#### What to produce:
Each line of the material must be repeated precisely, with the pictures left out.

━━━━━━━━━━

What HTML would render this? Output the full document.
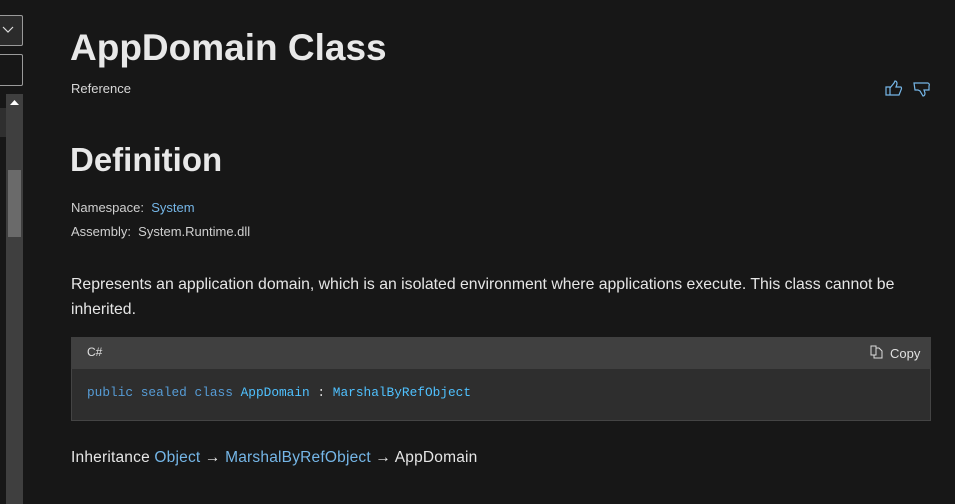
<!DOCTYPE html>
<html><head><meta charset="utf-8"><style>
*{margin:0;padding:0;box-sizing:border-box}
body{width:955px;height:504px;background:#171717;overflow:hidden;position:relative;font-family:"Segoe UI","Liberation Sans",sans-serif;color:#e6e6e6}
.a{position:absolute}
a,.l{color:#75b6e7}
</style></head><body>
<div class="a" style="left:-4px;top:15px;width:27px;height:31px;border:1px solid #9a9a9a;border-radius:2px;background:#2b2b2b"></div>
<svg class="a" style="left:2px;top:26px" width="12" height="8"><path d="M1 1 L6 6 L11 1" stroke="#ddd" fill="none" stroke-width="1.2"/></svg>
<div class="a" style="left:-4px;top:54px;width:27px;height:32px;border:1px solid #9a9a9a;border-radius:2px;background:#171717"></div>
<div class="a" style="left:0;top:108px;width:6px;height:29px;background:#2f2f2f"></div>
<div class="a" style="left:6px;top:94px;width:17px;height:410px;background:#3f3f3f"></div>
<div class="a" style="left:8px;top:170px;width:13px;height:67px;background:#6a6a6a"></div>
<svg class="a" style="left:10px;top:100px" width="9" height="6"><path d="M0 5 L4.5 0 L9 5Z" fill="#fff"/></svg>
<div class="a l" style="left:71px;top:-16px;font-size:14px;white-space:nowrap">Docs &nbsp;/&nbsp; .NET &nbsp;/&nbsp; .NET API browser &nbsp;/&nbsp; System &nbsp;/</div>
<div class="a" style="left:70px;top:27px;font-size:37px;font-weight:600;color:#e8e8e8;white-space:nowrap">AppDomain Class</div>
<div class="a" style="left:71px;top:81px;font-size:13px;color:#d8d8d8">Reference</div>
<svg class="a" style="left:885px;top:80px" width="18" height="17"><path d="M1 7 H5 V15 H1Z M5 8 L9 3 L10 1 Q12 1 12 4 L11 7 H16 Q17 8 16 10 L14 15 H5" stroke="#75b6e7" fill="none" stroke-width="1.2"/></svg>
<svg class="a" style="left:913px;top:82px" width="18" height="17"><path d="M1 1 H15 Q17 2 16 4 L16 8 H11 L12 11 Q12 14 10 14 L7 9 L5 8 H2Z" stroke="#75b6e7" fill="none" stroke-width="1.2"/></svg>
<div class="a" style="left:70px;top:141px;font-size:33px;font-weight:600;color:#e8e8e8">Definition</div>
<div class="a" style="left:71px;top:200px;font-size:13px;color:#d0d0d0">Namespace:&nbsp; <span class="l">System</span></div>
<div class="a" style="left:71px;top:224px;font-size:13px;color:#d0d0d0">Assembly:&nbsp; System.Runtime.dll</div>
<div class="a" style="left:71px;top:272px;font-size:15.8px;line-height:25px;width:860px;color:#e6e6e6">Represents an application domain, which is an isolated environment where applications execute. This class cannot be inherited.</div>
<div class="a" style="left:71px;top:337px;width:860px;height:84px;background:#2e2e2e;border:1px solid #444"></div>
<div class="a" style="left:71px;top:337px;width:860px;height:32px;background:#404040"></div>
<div class="a" style="left:87px;top:345px;font-size:12px;color:#e0e0e0">C#</div>
<svg class="a" style="left:870px;top:345px" width="13" height="14"><path d="M1 1 H6 V10 H1Z M6 3 H9 L12 6 V13 H4 V10" stroke="#ddd" fill="none" stroke-width="1"/></svg>
<div class="a" style="left:890px;top:346px;font-size:13px;color:#e0e0e0">Copy</div>
<div class="a" style="left:87px;top:385px;font-family:'Liberation Mono',monospace;font-size:12.8px;white-space:nowrap"><span style="color:#569cd6">public sealed class</span> <span style="color:#4fc1ff">AppDomain</span> <span style="color:#ddd">:</span> <span style="color:#4fc1ff">MarshalByRefObject</span></div>
<div class="a" style="left:71px;top:449px;font-size:15.5px;white-space:nowrap;color:#e6e6e6;letter-spacing:0.2px">Inheritance <span class="l">Object</span> → <span class="l">MarshalByRefObject</span> → AppDomain</div>
</body></html>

━━━━━━━━━━

#### Final answer:
What HTML would render this? Output the full document.
<!DOCTYPE html>
<html><head><meta charset="utf-8"><style>
*{margin:0;padding:0;box-sizing:border-box}
body{width:955px;height:504px;background:#171717;overflow:hidden;position:relative;font-family:"Segoe UI","Liberation Sans",sans-serif;color:#e6e6e6}
.a{position:absolute}
a,.l{color:#75b6e7}
</style></head><body>
<div class="a" style="left:-4px;top:15px;width:27px;height:31px;border:1px solid #9a9a9a;border-radius:2px;background:#2b2b2b"></div>
<svg class="a" style="left:2px;top:26px" width="12" height="8"><path d="M1 1 L6 6 L11 1" stroke="#ddd" fill="none" stroke-width="1.2"/></svg>
<div class="a" style="left:-4px;top:54px;width:27px;height:32px;border:1px solid #9a9a9a;border-radius:2px;background:#171717"></div>
<div class="a" style="left:0;top:108px;width:6px;height:29px;background:#2f2f2f"></div>
<div class="a" style="left:6px;top:94px;width:17px;height:410px;background:#3f3f3f"></div>
<div class="a" style="left:8px;top:170px;width:13px;height:67px;background:#6a6a6a"></div>
<svg class="a" style="left:10px;top:100px" width="9" height="6"><path d="M0 5 L4.5 0 L9 5Z" fill="#fff"/></svg>
<div class="a l" style="left:71px;top:-16px;font-size:14px;white-space:nowrap">Docs &nbsp;/&nbsp; .NET &nbsp;/&nbsp; .NET API browser &nbsp;/&nbsp; System &nbsp;/</div>
<div class="a" style="left:70px;top:27px;font-size:37px;font-weight:600;color:#e8e8e8;white-space:nowrap">AppDomain Class</div>
<div class="a" style="left:71px;top:81px;font-size:13px;color:#d8d8d8">Reference</div>
<svg class="a" style="left:885px;top:80px" width="18" height="17"><path d="M1 7 H5 V15 H1Z M5 8 L9 3 L10 1 Q12 1 12 4 L11 7 H16 Q17 8 16 10 L14 15 H5" stroke="#75b6e7" fill="none" stroke-width="1.2"/></svg>
<svg class="a" style="left:913px;top:82px" width="18" height="17"><path d="M1 1 H15 Q17 2 16 4 L16 8 H11 L12 11 Q12 14 10 14 L7 9 L5 8 H2Z" stroke="#75b6e7" fill="none" stroke-width="1.2"/></svg>
<div class="a" style="left:70px;top:141px;font-size:33px;font-weight:600;color:#e8e8e8">Definition</div>
<div class="a" style="left:71px;top:200px;font-size:13px;color:#d0d0d0">Namespace:&nbsp; <span class="l">System</span></div>
<div class="a" style="left:71px;top:224px;font-size:13px;color:#d0d0d0">Assembly:&nbsp; System.Runtime.dll</div>
<div class="a" style="left:71px;top:272px;font-size:15.8px;line-height:25px;width:860px;color:#e6e6e6">Represents an application domain, which is an isolated environment where applications execute. This class cannot be inherited.</div>
<div class="a" style="left:71px;top:337px;width:860px;height:84px;background:#2e2e2e;border:1px solid #444"></div>
<div class="a" style="left:71px;top:337px;width:860px;height:32px;background:#404040"></div>
<div class="a" style="left:87px;top:345px;font-size:12px;color:#e0e0e0">C#</div>
<svg class="a" style="left:870px;top:345px" width="13" height="14"><path d="M1 1 H6 V10 H1Z M6 3 H9 L12 6 V13 H4 V10" stroke="#ddd" fill="none" stroke-width="1"/></svg>
<div class="a" style="left:890px;top:346px;font-size:13px;color:#e0e0e0">Copy</div>
<div class="a" style="left:87px;top:385px;font-family:'Liberation Mono',monospace;font-size:12.8px;white-space:nowrap"><span style="color:#569cd6">public sealed class</span> <span style="color:#4fc1ff">AppDomain</span> <span style="color:#ddd">:</span> <span style="color:#4fc1ff">MarshalByRefObject</span></div>
<div class="a" style="left:71px;top:449px;font-size:15.5px;white-space:nowrap;color:#e6e6e6;letter-spacing:0.2px">Inheritance <span class="l">Object</span> → <span class="l">MarshalByRefObject</span> → AppDomain</div>
</body></html>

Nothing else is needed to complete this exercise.